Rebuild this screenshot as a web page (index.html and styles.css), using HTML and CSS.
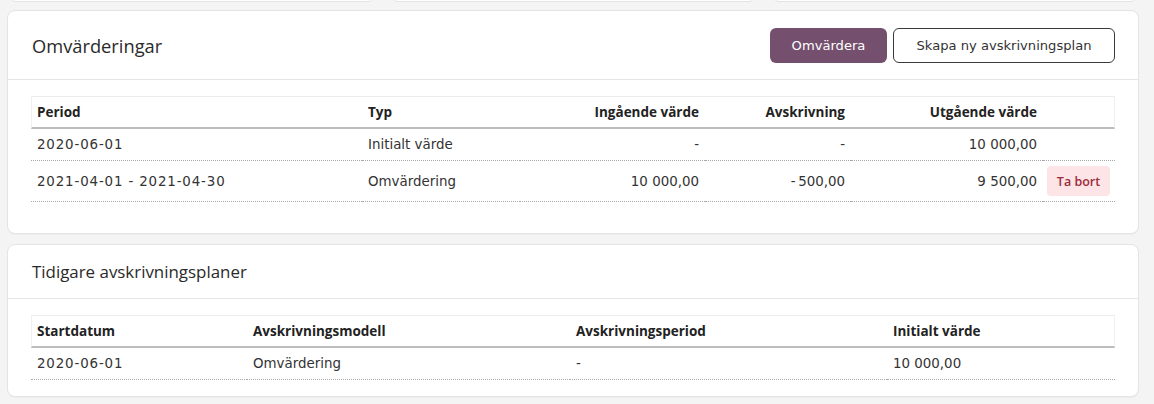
FILE: index.html
```html
<!DOCTYPE html>
<html lang="sv">
<head>
<meta charset="utf-8">
<link rel="stylesheet" href="styles.css">
</head>
<body>
<div class="top-row">
  <div class="stub"></div>
  <div class="stub"></div>
  <div class="stub"></div>
</div>

<section class="card">
  <header class="card-head">
    <h2 class="card-title title-1">Omvärderingar</h2>
    <div class="actions">
      <button class="btn btn-primary">Omvärdera</button>
      <button class="btn btn-outline">Skapa ny avskrivningsplan</button>
    </div>
  </header>
  <div class="card-body body-1">
    <table class="grid grid-1">
      <colgroup>
        <col class="c1"><col class="c2"><col class="c3"><col class="c4"><col class="c5"><col class="c6">
      </colgroup>
      <thead>
        <tr><th>Period</th><th>Typ</th><th class="num">Ingående värde</th><th class="num">Avskrivning</th><th class="num">Utgående värde</th><th></th></tr>
      </thead>
      <tbody>
        <tr class="r-short"><td class="date">2020-06-01</td><td>Initialt värde</td><td class="num">-</td><td class="num">-</td><td class="num">10 000,00</td><td></td></tr>
        <tr><td class="date">2021-04-01 - 2021-04-30</td><td>Omvärdering</td><td class="num">10 000,00</td><td class="num">-&#8201;500,00</td><td class="num">9 500,00</td><td class="act"><button class="btn-danger">Ta bort</button></td></tr>
      </tbody>
    </table>
  </div>
</section>

<section class="card card-2">
  <header class="card-head head-2">
    <h2 class="card-title title-2">Tidigare avskrivningsplaner</h2>
  </header>
  <div class="card-body body-2">
    <table class="grid grid-2">
      <colgroup>
        <col class="d1"><col class="d2"><col class="d3"><col class="d4">
      </colgroup>
      <thead>
        <tr><th>Startdatum</th><th>Avskrivningsmodell</th><th>Avskrivningsperiod</th><th>Initialt värde</th></tr>
      </thead>
      <tbody>
        <tr class="r-short"><td class="date">2020-06-01</td><td>Omvärdering</td><td>-</td><td>10 000,00</td></tr>
      </tbody>
    </table>
  </div>
</section>
</body>
</html>
```

FILE: styles.css
```css
* { box-sizing: border-box; }
html, body { margin: 0; }
body {
  background: #f4f4f4;
  padding: 0 15px 0 7px;
  font-family: "DejaVu Sans", "Liberation Sans", sans-serif;
  color: #333;
  height: 404px;
  overflow: hidden;
}
.top-row {
  display: flex;
  gap: 18px;
  padding: 0 2px 0 3px;
  margin-top: -10px;
  height: 12px;
}
.stub {
  flex: 1;
  background: #fff;
  border: 1px solid #e4e4e4;
  border-radius: 8px;
}
.card {
  background: #fff;
  border: 1px solid #e4e4e4;
  border-radius: 8px;
  margin-top: 8px;
  box-shadow: 0 1px 1px rgba(0,0,0,0.03);
}
.card-2 { margin-top: 10px; }
.card-head {
  display: flex;
  align-items: center;
  justify-content: space-between;
  height: 69px;
  padding: 0 23px 0 24px;
  border-bottom: 1px solid #e6e6e6;
}
.head-2 { height: 54px; }
.card-title {
  margin: 0;
  font-family: "Open Sans", "Liberation Sans", sans-serif;
  font-weight: 400;
  color: #2a2a2a;
}
.title-1 { font-size: 18.3px; }
.title-2 { font-size: 16.9px; }
.actions { display: flex; gap: 6px; }
.btn {
  font-family: "DejaVu Sans", sans-serif;
  font-size: 13.1px;
  height: 35px;
  border-radius: 6px;
  padding: 0;
  cursor: pointer;
}
.btn-primary {
  background: #74506e;
  color: #fff;
  border: none;
  width: 117px;
}
.btn-outline {
  background: #fff;
  color: #333;
  border: 1px solid #3a3a3a;
  width: 222px;
}
.card-body { padding: 16px 23px 31px; }
.body-2 { padding-bottom: 16px; }
.grid {
  width: 100%;
  border-collapse: separate;
  border-spacing: 0;
  table-layout: fixed;
  font-size: 13.4px;
}
.grid thead th {
  text-align: left;
  font-family: "Open Sans", "Liberation Sans", sans-serif;
  font-size: 13.5px;
  font-weight: 700;
  color: #222;
  height: 33px;
  padding: 0 6px;
  border-top: 1px solid #ececec;
  border-bottom: 2px solid #bdbdbd;
}
.grid thead th:first-child { border-left: 1px solid #f0f0f0; padding-left: 5px; }
.grid thead th:last-child { border-right: 1px solid #f0f0f0; }
.grid th.num, .grid td.num { text-align: right; }
.grid td {
  padding: 0 6px;
  height: 41px;
  border-bottom: 1px dotted #a8a8a8;
  white-space: nowrap;
  color: #333;
}
.grid tr.r-short td { height: 32px; }
.date { letter-spacing: 0.85px; }
.c1 { width: 331px; }
.c2 { width: 158px; }
.c3 { width: 185px; }
.c4 { width: 146px; }
.c5 { width: 192px; }
.c6 { width: 72px; }
.d1 { width: 216px; }
.d2 { width: 323px; }
.d3 { width: 317px; }
.d4 { width: 228px; }
.grid td.act { padding: 0 4px; }
.btn-danger {
  font-family: "Open Sans", "Liberation Sans", sans-serif;
  font-size: 12.5px;
  font-weight: 600;
  background: #fde4e6;
  color: #9c2c3b;
  border: none;
  border-radius: 4px;
  width: 63px;
  height: 30px;
  padding: 0;
}
```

● ● ● ● ●

Task statement ->
What is the number of lines in this material that hold the string "styles"? Answer with that number only.

Exercise answer ->
3